> Task instructions: Output the data word for word, dropping every image.
◆ ◆ ◆
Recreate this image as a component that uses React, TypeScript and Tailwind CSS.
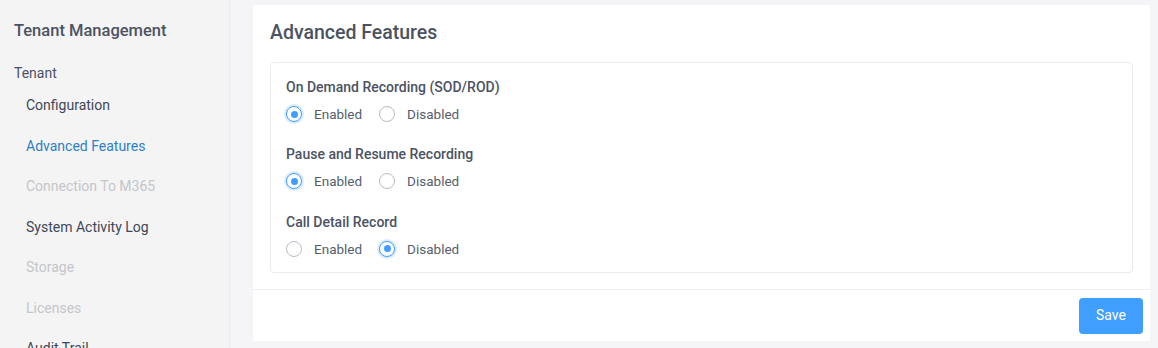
import React, { useState } from 'react';

const navItems = [
  { label: 'Configuration', state: 'normal' },
  { label: 'Advanced Features', state: 'active' },
  { label: 'Connection To M365', state: 'disabled' },
  { label: 'System Activity Log', state: 'normal' },
  { label: 'Storage', state: 'disabled' },
  { label: 'Licenses', state: 'disabled' },
  { label: 'Audit Trail', state: 'normal' },
];

const features = [
  { key: 'ondemand', label: 'On Demand Recording (SOD/ROD)', value: true },
  { key: 'pause', label: 'Pause and Resume Recording', value: true },
  { key: 'cdr', label: 'Call Detail Record', value: false },
];

const Radio: React.FC<{ checked: boolean; label: string; onClick: () => void }> = ({ checked, label, onClick }) => (
  <label className="flex items-center cursor-pointer" onClick={onClick}>
    <span
      className={
        checked
          ? 'w-4 h-4 rounded-full border border-[#409eff] bg-white flex items-center justify-center shadow-[0_0_0_2px_rgba(64,158,255,0.2)]'
          : 'w-4 h-4 rounded-full border border-[#b8bcc4] bg-white'
      }
    >
      {checked && <span className="w-[7px] h-[7px] rounded-full bg-[#409eff]" />}
    </span>
    <span className="ml-3 text-[13.5px] text-[#565e6e]">{label}</span>
  </label>
);

export default function App() {
  const [values, setValues] = useState<Record<string, boolean>>(
    Object.fromEntries(features.map((f) => [f.key, f.value]))
  );

  return (
    <div className="flex h-[348px] w-[1158px] overflow-hidden bg-[#f5f5f7] font-['Roboto',sans-serif]">
      <aside className="w-[230px] shrink-0 bg-[#f4f4f4] border-r border-[#ececec] pl-[14px] pt-[19px]">
        <h1 className="text-[16.5px] font-medium text-[#4b5363] leading-6">Tenant Management</h1>
        <p className="mt-[20px] text-[14px] text-[#4b5363] leading-5">Tenant</p>
        <ul className="mt-[12px] pl-3">
          {navItems.map((item) => (
            <li
              key={item.label}
              className={
                'h-[40.5px] text-[14px] leading-5 ' +
                (item.state === 'active'
                  ? 'text-[#2f7fc4]'
                  : item.state === 'disabled'
                  ? 'text-[#c4c6cb]'
                  : 'text-[#3f4757]')
              }
            >
              {item.label}
            </li>
          ))}
        </ul>
      </aside>

      <main className="flex-1 pl-[23px] pr-[8px] pt-[5px] pb-[7px]">
        <div className="h-full bg-white flex flex-col">
          <div className="px-[17px] pt-[16px] flex-1">
            <h2 className="text-[19.5px] font-medium text-[#4b5363] leading-6">Advanced Features</h2>
            <div className="mt-[17px] border border-[#ebebeb] rounded-[4px] px-[15px] pt-[14px] pb-[13px]">
              {features.map((f, i) => (
                <div key={f.key} className={i > 0 ? 'mt-[20px]' : ''}>
                  <div className="text-[14px] font-medium text-[#4b5363] leading-5">{f.label}</div>
                  <div className="mt-[7px] flex items-center gap-[17px]">
                    <Radio
                      checked={values[f.key]}
                      label="Enabled"
                      onClick={() => setValues({ ...values, [f.key]: true })}
                    />
                    <Radio
                      checked={!values[f.key]}
                      label="Disabled"
                      onClick={() => setValues({ ...values, [f.key]: false })}
                    />
                  </div>
                </div>
              ))}
            </div>
          </div>
          <div className="border-t border-[#eeeff2] h-[52px] flex items-center justify-end pr-[7px]">
            <button className="w-[64px] h-[36px] rounded-[4px] bg-[#409eff] text-white text-[14px]">Save</button>
          </div>
        </div>
      </main>
    </div>
  );
}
◆ ◆ ◆
> Output for this exercise:
Recreate this image as a component that uses React, TypeScript and Tailwind CSS.
import React, { useState } from 'react';

const navItems = [
  { label: 'Configuration', state: 'normal' },
  { label: 'Advanced Features', state: 'active' },
  { label: 'Connection To M365', state: 'disabled' },
  { label: 'System Activity Log', state: 'normal' },
  { label: 'Storage', state: 'disabled' },
  { label: 'Licenses', state: 'disabled' },
  { label: 'Audit Trail', state: 'normal' },
];

const features = [
  { key: 'ondemand', label: 'On Demand Recording (SOD/ROD)', value: true },
  { key: 'pause', label: 'Pause and Resume Recording', value: true },
  { key: 'cdr', label: 'Call Detail Record', value: false },
];

const Radio: React.FC<{ checked: boolean; label: string; onClick: () => void }> = ({ checked, label, onClick }) => (
  <label className="flex items-center cursor-pointer" onClick={onClick}>
    <span
      className={
        checked
          ? 'w-4 h-4 rounded-full border border-[#409eff] bg-white flex items-center justify-center shadow-[0_0_0_2px_rgba(64,158,255,0.2)]'
          : 'w-4 h-4 rounded-full border border-[#b8bcc4] bg-white'
      }
    >
      {checked && <span className="w-[7px] h-[7px] rounded-full bg-[#409eff]" />}
    </span>
    <span className="ml-3 text-[13.5px] text-[#565e6e]">{label}</span>
  </label>
);

export default function App() {
  const [values, setValues] = useState<Record<string, boolean>>(
    Object.fromEntries(features.map((f) => [f.key, f.value]))
  );

  return (
    <div className="flex h-[348px] w-[1158px] overflow-hidden bg-[#f5f5f7] font-['Roboto',sans-serif]">
      <aside className="w-[230px] shrink-0 bg-[#f4f4f4] border-r border-[#ececec] pl-[14px] pt-[19px]">
        <h1 className="text-[16.5px] font-medium text-[#4b5363] leading-6">Tenant Management</h1>
        <p className="mt-[20px] text-[14px] text-[#4b5363] leading-5">Tenant</p>
        <ul className="mt-[12px] pl-3">
          {navItems.map((item) => (
            <li
              key={item.label}
              className={
                'h-[40.5px] text-[14px] leading-5 ' +
                (item.state === 'active'
                  ? 'text-[#2f7fc4]'
                  : item.state === 'disabled'
                  ? 'text-[#c4c6cb]'
                  : 'text-[#3f4757]')
              }
            >
              {item.label}
            </li>
          ))}
        </ul>
      </aside>

      <main className="flex-1 pl-[23px] pr-[8px] pt-[5px] pb-[7px]">
        <div className="h-full bg-white flex flex-col">
          <div className="px-[17px] pt-[16px] flex-1">
            <h2 className="text-[19.5px] font-medium text-[#4b5363] leading-6">Advanced Features</h2>
            <div className="mt-[17px] border border-[#ebebeb] rounded-[4px] px-[15px] pt-[14px] pb-[13px]">
              {features.map((f, i) => (
                <div key={f.key} className={i > 0 ? 'mt-[20px]' : ''}>
                  <div className="text-[14px] font-medium text-[#4b5363] leading-5">{f.label}</div>
                  <div className="mt-[7px] flex items-center gap-[17px]">
                    <Radio
                      checked={values[f.key]}
                      label="Enabled"
                      onClick={() => setValues({ ...values, [f.key]: true })}
                    />
                    <Radio
                      checked={!values[f.key]}
                      label="Disabled"
                      onClick={() => setValues({ ...values, [f.key]: false })}
                    />
                  </div>
                </div>
              ))}
            </div>
          </div>
          <div className="border-t border-[#eeeff2] h-[52px] flex items-center justify-end pr-[7px]">
            <button className="w-[64px] h-[36px] rounded-[4px] bg-[#409eff] text-white text-[14px]">Save</button>
          </div>
        </div>
      </main>
    </div>
  );
}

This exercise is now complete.